* _What the task requires_: From the listing below, pick out each line with the word "styles".

* _Collected material_:
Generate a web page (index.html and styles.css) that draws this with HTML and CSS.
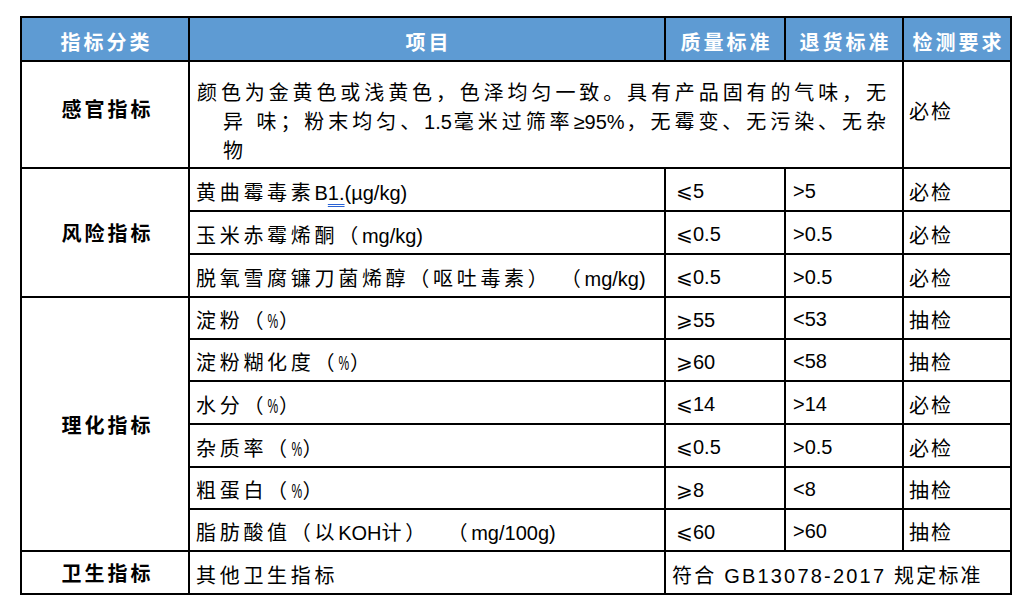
FILE: index.html
```html
<!DOCTYPE html>
<html lang="zh-CN">
<head>
<meta charset="utf-8">
<title>指标</title>
<link rel="stylesheet" href="styles.css">
</head>
<body>
<table class="spec">
  <colgroup>
    <col class="c1"><col class="c2"><col class="c3"><col class="c4"><col class="c5">
  </colgroup>
  <thead>
    <tr class="head">
      <th>指标分类</th>
      <th>项目</th>
      <th>质量标准</th>
      <th>退货标准</th>
      <th>检测要求</th>
    </tr>
  </thead>
  <tbody>
    <tr class="tall">
      <td class="cat cat-top">感官指标</td>
      <td class="desc" colspan="3">颜色为金黄色或浅黄色，色泽均匀一致。具有产品固有的气味，无<br>异&nbsp;味；粉末均匀、<span class="lt">1.5</span>毫米过筛率<span class="lt">≥95%</span>，无霉变、无污染、无杂<br>物</td>
      <td class="req cat-top">必检</td>
    </tr>
    <tr class="r">
      <td class="cat" rowspan="3">风险指标</td>
      <td class="item">黄曲霉毒素<span class="lt">B<span class="mark">1.</span>(µg/kg)</span></td>
      <td class="num q">⩽5</td>
      <td class="num b">&gt;5</td>
      <td class="req">必检</td>
    </tr>
    <tr class="r">
      <td class="item">玉米赤霉烯酮（<span class="lt">mg/kg)</span></td>
      <td class="num q">⩽0.5</td>
      <td class="num b">&gt;0.5</td>
      <td class="req">必检</td>
    </tr>
    <tr class="r">
      <td class="item">脱氧雪腐镰刀菌烯醇（呕吐毒素）&nbsp;（<span class="lt">mg/kg)</span></td>
      <td class="num q">⩽0.5</td>
      <td class="num b">&gt;0.5</td>
      <td class="req">必检</td>
    </tr>
    <tr class="s">
      <td class="cat" rowspan="6">理化指标</td>
      <td class="item">淀粉（<span class="pc">%</span>）</td>
      <td class="num q">⩾55</td>
      <td class="num b">&lt;53</td>
      <td class="req">抽检</td>
    </tr>
    <tr class="s">
      <td class="item">淀粉糊化度（<span class="pc">%</span>）</td>
      <td class="num q">⩾60</td>
      <td class="num b">&lt;58</td>
      <td class="req">抽检</td>
    </tr>
    <tr class="r">
      <td class="item">水分（<span class="pc">%</span>）</td>
      <td class="num q">⩽14</td>
      <td class="num b">&gt;14</td>
      <td class="req">必检</td>
    </tr>
    <tr class="r">
      <td class="item">杂质率（<span class="pc">%</span>）</td>
      <td class="num q">⩽0.5</td>
      <td class="num b">&gt;0.5</td>
      <td class="req">必检</td>
    </tr>
    <tr class="s">
      <td class="item">粗蛋白（<span class="pc">%</span>）</td>
      <td class="num q">⩾8</td>
      <td class="num b">&lt;8</td>
      <td class="req">抽检</td>
    </tr>
    <tr class="s">
      <td class="item">脂肪酸值（以<span class="lt">KOH</span>计）&nbsp;&nbsp;（<span class="lt">mg/100g)</span></td>
      <td class="num q">⩽60</td>
      <td class="num b">&gt;60</td>
      <td class="req">抽检</td>
    </tr>
    <tr class="r">
      <td class="cat">卫生指标</td>
      <td class="item">其他卫生指标</td>
      <td class="std" colspan="3">符合 GB13078-2017 规定标准</td>
    </tr>
  </tbody>
</table>
</body>
</html>
```

FILE: styles.css
```css
html, body {
  margin: 0;
  padding: 0;
  background: #ffffff;
}

body {
  padding: 16px 0 0 20px;
  font-family: "Liberation Sans", "Noto Sans CJK SC", sans-serif;
  font-size: 20px;
  color: #000000;
}

.spec {
  border-collapse: collapse;
  table-layout: fixed;
  width: 992px;
}

.c1 { width: 168px; }
.c2 { width: 476px; }
.c3 { width: 120px; }
.c4 { width: 118px; }
.c5 { width: 108px; }

.spec th,
.spec td {
  border: 2px solid #000000;
  padding: 0;
  white-space: nowrap;
  overflow: hidden;
}

.head { height: 44px; }
.tall { height: 107px; }
.r { height: 43px; }
.s { height: 42px; }

.spec .head th {
  background: #5e9bd3;
  color: #ffffff;
  font-weight: 700;
  font-size: 20px;
  letter-spacing: 3px;
  text-indent: 3px;
  text-align: center;
  vertical-align: middle;
  padding-top: 5px;
}

.spec .cat {
  font-weight: 700;
  text-align: center;
  letter-spacing: 3px;
  text-indent: 5px;
  vertical-align: middle;
}

.spec .cat-top {
  padding-bottom: 12px;
}

.spec .desc {
  white-space: normal;
  vertical-align: top;
  padding: 17px 14px 0 33px;
  text-indent: -26px;
  line-height: 29px;
  letter-spacing: 2px;
  text-align: justify;
  text-align-last: justify;
}

.spec .item {
  padding: 3px 0 0 6px;
  letter-spacing: 3.7px;
  vertical-align: middle;
}

.lt { letter-spacing: 0; }

.pc {
  letter-spacing: 0;
  display: inline-block;
  transform: scaleX(0.6);
  margin: 0 -3px;
}

.mark {
  text-decoration: underline double #2a62d4;
  text-underline-offset: 4px;
  text-decoration-thickness: 1px;
}

.spec .num {
  padding-top: 3px;
  vertical-align: middle;
  letter-spacing: 0;
}

.spec .num.q { padding-left: 10px; }
.spec .num.b { padding-left: 7px; }

.spec .req {
  padding: 3px 0 0 5px;
  letter-spacing: 2px;
  vertical-align: middle;
}

.spec .req.cat-top {
  padding-bottom: 12px;
}

.spec .std {
  padding: 3px 0 0 6px;
  letter-spacing: 2.2px;
  vertical-align: middle;
}
```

* _Reply to the task_:
Generate a web page (index.html and styles.css) that draws this with HTML and CSS.
<link rel="stylesheet" href="styles.css">
FILE: styles.css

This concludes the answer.